* [The request]
Filter the records below and copy every line containing the word "this".

* [Task inputs]
■ ■ ■ ■

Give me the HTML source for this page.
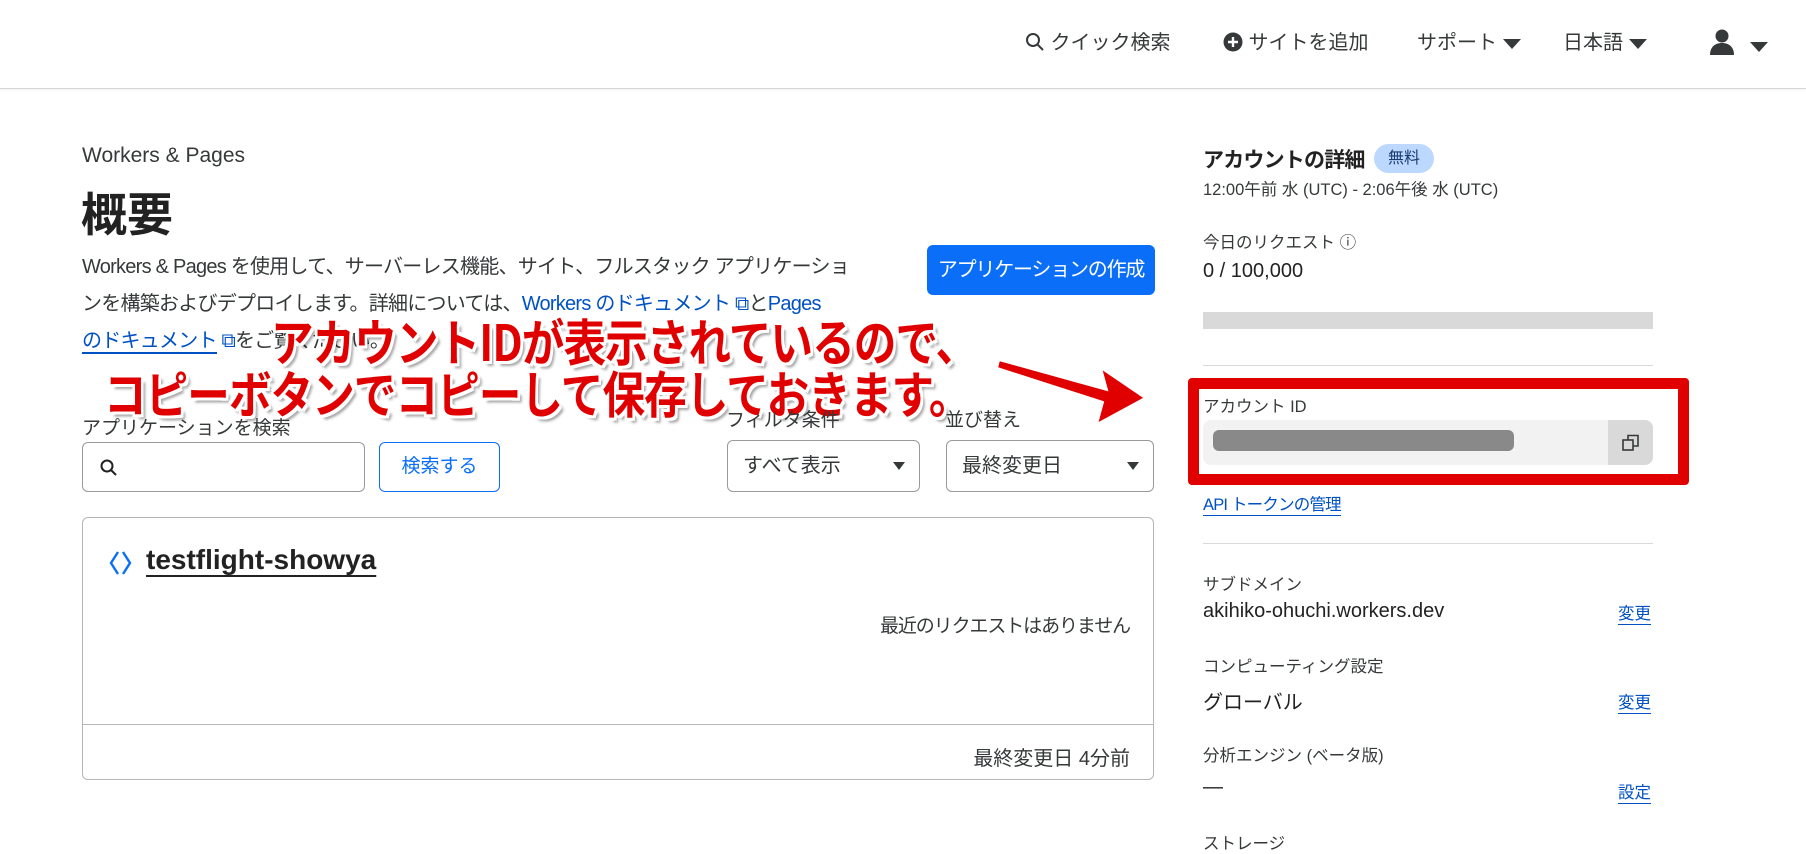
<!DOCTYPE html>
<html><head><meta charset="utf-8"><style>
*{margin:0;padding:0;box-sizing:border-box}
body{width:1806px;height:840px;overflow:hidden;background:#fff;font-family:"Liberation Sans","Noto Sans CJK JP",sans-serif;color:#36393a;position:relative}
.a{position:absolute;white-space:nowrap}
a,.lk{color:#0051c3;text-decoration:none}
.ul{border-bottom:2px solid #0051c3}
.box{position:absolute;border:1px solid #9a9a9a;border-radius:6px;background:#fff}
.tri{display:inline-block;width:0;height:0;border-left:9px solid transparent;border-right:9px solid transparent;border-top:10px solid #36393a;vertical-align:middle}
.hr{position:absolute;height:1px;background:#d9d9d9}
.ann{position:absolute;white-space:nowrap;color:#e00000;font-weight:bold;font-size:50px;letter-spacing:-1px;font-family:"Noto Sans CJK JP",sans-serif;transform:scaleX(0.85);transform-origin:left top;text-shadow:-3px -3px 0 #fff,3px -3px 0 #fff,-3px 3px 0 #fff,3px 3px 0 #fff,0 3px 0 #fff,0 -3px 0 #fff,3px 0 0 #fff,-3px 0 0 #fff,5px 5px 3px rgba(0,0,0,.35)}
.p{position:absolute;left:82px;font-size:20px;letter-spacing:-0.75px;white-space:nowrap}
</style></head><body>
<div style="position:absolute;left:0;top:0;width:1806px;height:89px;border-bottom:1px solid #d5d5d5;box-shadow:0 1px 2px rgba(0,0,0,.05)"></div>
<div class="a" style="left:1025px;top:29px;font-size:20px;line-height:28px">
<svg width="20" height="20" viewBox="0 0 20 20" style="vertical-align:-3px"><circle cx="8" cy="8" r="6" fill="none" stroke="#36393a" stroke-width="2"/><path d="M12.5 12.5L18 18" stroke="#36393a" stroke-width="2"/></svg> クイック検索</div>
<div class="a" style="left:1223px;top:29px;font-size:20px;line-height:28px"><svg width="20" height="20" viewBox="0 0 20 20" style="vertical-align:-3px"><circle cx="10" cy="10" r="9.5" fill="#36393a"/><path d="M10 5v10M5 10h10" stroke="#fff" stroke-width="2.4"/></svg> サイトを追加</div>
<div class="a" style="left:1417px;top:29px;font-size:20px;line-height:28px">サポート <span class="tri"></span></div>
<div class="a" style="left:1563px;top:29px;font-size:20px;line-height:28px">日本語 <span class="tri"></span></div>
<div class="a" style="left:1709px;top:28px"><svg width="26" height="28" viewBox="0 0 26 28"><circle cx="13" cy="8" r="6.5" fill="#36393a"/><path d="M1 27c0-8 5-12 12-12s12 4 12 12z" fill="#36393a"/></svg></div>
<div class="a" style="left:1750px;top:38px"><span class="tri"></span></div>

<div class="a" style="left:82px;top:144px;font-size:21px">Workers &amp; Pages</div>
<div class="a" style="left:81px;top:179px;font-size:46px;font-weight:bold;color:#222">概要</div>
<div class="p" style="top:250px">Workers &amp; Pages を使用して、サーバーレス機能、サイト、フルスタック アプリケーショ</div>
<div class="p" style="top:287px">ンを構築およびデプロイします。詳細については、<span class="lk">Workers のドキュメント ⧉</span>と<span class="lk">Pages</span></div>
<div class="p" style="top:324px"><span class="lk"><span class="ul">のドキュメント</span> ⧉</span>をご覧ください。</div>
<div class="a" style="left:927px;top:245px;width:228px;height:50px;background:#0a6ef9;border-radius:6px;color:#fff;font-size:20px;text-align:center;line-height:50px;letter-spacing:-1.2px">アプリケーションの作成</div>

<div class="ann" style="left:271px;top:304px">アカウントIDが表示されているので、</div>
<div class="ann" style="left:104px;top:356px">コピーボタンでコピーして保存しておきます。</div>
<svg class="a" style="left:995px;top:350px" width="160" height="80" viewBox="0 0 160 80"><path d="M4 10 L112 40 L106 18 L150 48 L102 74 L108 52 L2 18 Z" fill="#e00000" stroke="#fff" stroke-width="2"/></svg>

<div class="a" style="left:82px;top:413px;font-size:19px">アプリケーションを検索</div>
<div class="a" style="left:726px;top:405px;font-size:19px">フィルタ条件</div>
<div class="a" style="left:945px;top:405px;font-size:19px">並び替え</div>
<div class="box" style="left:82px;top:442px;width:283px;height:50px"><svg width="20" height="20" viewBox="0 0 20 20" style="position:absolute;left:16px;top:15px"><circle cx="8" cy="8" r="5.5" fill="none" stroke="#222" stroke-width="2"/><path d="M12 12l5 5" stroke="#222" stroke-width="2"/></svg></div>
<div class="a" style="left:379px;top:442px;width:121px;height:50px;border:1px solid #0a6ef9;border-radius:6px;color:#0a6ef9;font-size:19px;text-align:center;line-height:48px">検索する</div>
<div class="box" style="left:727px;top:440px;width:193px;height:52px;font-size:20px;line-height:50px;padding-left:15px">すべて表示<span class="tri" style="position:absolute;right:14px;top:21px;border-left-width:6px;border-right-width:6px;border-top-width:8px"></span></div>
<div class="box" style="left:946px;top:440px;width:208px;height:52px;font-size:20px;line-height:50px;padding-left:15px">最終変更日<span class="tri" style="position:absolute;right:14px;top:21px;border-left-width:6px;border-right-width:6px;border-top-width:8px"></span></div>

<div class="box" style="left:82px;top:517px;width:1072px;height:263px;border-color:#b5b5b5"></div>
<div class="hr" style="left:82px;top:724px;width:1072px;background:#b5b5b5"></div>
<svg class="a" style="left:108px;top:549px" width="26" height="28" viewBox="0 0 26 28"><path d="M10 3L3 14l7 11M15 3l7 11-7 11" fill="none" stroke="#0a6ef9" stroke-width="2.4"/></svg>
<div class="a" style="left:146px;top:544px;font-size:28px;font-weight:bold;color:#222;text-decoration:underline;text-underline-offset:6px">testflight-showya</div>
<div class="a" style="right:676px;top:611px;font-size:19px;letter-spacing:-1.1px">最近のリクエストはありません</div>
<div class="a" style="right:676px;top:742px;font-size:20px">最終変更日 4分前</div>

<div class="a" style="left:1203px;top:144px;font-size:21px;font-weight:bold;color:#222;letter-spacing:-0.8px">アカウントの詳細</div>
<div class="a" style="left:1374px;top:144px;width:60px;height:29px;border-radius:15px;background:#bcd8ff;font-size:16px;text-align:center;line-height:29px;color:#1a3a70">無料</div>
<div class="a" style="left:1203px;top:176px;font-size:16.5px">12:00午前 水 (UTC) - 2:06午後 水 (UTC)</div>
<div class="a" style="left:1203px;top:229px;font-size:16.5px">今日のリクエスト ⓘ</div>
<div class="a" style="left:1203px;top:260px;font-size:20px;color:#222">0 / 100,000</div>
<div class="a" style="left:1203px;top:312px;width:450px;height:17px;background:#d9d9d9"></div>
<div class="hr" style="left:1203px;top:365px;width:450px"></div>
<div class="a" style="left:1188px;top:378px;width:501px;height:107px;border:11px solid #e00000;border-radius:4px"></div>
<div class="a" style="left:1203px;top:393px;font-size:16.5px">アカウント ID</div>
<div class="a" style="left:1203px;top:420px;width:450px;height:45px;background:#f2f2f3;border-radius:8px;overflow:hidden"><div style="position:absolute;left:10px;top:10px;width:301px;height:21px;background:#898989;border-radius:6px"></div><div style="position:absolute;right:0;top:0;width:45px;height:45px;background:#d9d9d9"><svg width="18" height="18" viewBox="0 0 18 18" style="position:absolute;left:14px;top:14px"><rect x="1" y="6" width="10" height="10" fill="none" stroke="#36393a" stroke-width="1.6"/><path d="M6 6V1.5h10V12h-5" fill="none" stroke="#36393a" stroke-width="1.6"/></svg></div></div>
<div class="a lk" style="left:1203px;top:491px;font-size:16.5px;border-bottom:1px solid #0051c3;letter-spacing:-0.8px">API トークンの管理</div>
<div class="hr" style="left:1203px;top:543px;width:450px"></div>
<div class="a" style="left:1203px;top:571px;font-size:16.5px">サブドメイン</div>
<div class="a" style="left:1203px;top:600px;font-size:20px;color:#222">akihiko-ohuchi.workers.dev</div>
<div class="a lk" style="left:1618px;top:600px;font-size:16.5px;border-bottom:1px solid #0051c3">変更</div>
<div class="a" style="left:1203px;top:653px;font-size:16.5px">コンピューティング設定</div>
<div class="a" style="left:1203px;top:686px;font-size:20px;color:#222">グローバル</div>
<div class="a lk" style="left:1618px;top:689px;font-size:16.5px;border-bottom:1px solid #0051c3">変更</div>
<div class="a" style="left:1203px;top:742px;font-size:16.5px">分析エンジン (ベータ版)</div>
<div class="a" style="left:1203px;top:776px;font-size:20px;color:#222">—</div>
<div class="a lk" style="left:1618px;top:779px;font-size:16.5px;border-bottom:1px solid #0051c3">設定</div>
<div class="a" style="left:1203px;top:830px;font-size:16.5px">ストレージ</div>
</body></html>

■ ■ ■ ■

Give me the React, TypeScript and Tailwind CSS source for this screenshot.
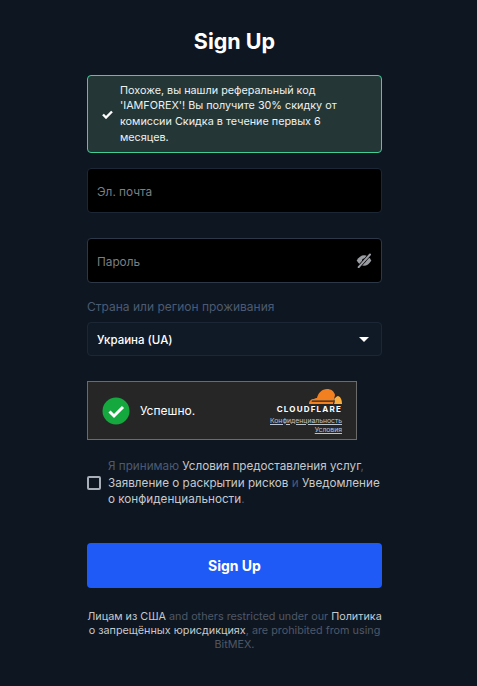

■ ■ ■ ■

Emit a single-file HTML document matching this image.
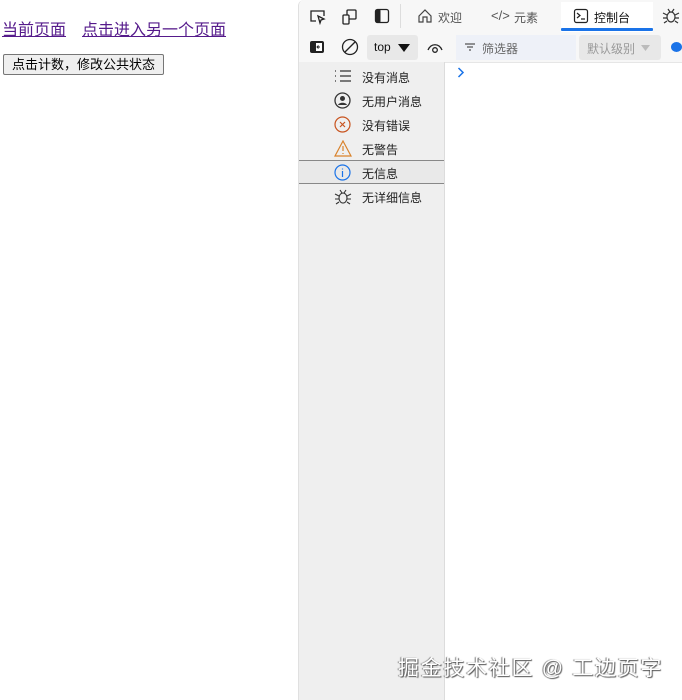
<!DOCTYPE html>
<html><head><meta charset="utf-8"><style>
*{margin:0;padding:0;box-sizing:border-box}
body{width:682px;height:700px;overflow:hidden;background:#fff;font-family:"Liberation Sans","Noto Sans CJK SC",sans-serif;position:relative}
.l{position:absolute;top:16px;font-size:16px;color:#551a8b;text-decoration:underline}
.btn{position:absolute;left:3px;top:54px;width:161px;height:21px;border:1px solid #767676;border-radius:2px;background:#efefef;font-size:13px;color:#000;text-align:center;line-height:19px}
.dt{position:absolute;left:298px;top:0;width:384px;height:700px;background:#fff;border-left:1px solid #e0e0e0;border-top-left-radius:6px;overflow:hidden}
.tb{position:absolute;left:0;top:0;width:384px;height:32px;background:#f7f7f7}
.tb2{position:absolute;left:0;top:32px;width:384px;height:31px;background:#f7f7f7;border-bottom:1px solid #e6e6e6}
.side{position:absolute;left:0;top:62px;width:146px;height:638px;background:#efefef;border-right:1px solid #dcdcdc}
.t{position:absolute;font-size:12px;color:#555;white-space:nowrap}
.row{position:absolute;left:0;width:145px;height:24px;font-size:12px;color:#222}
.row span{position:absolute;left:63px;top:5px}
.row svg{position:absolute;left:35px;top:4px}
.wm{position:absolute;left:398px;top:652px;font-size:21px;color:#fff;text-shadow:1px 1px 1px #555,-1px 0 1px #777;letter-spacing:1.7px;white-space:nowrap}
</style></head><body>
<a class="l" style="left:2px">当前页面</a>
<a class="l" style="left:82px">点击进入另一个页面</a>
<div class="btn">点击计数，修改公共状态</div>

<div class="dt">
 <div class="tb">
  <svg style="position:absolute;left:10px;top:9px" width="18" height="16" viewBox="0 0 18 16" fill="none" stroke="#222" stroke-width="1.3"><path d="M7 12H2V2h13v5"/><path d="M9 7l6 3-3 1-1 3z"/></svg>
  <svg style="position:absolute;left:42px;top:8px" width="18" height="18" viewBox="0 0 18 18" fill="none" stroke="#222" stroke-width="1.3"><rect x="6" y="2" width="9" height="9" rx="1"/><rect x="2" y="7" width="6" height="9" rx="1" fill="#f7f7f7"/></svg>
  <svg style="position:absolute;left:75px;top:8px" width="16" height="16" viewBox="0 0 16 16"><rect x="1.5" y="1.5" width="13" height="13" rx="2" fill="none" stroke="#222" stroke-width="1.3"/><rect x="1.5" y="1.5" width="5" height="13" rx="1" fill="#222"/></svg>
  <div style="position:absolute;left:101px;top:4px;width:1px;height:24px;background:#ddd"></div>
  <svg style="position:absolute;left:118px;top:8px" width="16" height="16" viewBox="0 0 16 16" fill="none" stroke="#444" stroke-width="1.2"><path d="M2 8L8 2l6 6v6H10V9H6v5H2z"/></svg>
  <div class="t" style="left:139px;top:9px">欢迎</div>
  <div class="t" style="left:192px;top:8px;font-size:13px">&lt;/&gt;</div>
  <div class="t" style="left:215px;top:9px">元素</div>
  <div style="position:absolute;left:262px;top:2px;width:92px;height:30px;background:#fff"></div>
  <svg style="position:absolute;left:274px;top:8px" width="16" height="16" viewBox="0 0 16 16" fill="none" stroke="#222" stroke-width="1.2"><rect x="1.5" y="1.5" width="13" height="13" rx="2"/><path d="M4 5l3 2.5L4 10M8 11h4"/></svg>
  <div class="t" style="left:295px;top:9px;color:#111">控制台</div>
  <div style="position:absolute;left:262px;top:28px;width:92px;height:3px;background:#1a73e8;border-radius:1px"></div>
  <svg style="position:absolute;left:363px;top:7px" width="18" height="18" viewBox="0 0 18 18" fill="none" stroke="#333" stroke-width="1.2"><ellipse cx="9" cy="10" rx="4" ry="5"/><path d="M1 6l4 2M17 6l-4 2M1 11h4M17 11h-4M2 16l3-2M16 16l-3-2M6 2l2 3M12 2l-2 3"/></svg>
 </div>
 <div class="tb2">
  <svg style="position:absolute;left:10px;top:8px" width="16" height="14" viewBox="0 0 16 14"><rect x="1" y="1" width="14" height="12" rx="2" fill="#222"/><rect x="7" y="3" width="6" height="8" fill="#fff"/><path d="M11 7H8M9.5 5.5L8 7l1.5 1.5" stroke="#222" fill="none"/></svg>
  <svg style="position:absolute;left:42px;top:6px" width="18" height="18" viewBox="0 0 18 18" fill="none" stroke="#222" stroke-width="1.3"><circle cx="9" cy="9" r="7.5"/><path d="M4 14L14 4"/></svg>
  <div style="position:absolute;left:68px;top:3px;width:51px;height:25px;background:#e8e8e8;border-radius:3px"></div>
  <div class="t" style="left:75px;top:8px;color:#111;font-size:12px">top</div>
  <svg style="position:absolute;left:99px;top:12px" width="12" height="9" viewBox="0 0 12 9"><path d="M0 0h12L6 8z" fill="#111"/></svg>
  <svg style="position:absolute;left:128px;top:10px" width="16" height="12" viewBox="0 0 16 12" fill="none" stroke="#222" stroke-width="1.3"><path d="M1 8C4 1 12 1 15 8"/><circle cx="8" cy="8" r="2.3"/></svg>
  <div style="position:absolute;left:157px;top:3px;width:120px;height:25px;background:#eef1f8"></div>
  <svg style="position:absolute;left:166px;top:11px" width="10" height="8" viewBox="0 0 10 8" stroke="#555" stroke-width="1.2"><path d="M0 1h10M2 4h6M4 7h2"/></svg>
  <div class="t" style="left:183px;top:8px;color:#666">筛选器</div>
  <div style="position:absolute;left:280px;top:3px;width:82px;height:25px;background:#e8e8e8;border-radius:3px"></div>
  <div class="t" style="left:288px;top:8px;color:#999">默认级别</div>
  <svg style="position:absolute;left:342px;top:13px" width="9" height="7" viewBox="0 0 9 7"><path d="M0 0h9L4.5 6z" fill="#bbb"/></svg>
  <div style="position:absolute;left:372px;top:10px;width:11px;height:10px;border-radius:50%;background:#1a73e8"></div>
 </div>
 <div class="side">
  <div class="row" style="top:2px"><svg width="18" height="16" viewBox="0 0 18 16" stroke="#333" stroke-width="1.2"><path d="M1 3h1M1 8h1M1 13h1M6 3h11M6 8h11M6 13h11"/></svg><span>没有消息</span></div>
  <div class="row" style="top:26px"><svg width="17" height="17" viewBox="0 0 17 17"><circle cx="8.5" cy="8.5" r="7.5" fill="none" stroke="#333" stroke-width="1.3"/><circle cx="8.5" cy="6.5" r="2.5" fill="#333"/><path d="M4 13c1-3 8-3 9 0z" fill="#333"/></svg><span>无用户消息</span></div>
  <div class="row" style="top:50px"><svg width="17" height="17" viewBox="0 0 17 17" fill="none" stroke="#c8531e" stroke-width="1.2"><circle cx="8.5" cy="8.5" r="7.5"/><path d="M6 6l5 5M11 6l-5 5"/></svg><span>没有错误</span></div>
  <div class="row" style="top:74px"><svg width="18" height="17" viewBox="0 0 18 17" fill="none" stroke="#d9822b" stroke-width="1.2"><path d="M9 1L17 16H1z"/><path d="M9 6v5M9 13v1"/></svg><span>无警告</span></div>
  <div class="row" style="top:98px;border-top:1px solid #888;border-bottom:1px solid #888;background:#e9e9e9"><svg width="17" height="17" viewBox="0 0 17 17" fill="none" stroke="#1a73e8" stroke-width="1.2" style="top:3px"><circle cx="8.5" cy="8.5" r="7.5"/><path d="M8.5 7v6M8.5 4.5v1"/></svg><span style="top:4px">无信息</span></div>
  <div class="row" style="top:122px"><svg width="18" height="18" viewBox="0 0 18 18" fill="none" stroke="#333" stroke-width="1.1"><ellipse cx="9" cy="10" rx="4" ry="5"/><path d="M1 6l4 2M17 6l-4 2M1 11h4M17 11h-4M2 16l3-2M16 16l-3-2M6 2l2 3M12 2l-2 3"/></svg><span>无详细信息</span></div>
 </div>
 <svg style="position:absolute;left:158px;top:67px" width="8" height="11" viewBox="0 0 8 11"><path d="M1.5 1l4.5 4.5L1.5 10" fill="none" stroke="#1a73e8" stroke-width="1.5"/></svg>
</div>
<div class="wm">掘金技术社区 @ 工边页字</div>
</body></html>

■ ■ ■ ■

* [Final answer]
Give me the HTML source for this page.
Give me the React, TypeScript and Tailwind CSS source for this screenshot.
Emit a single-file HTML document matching this image.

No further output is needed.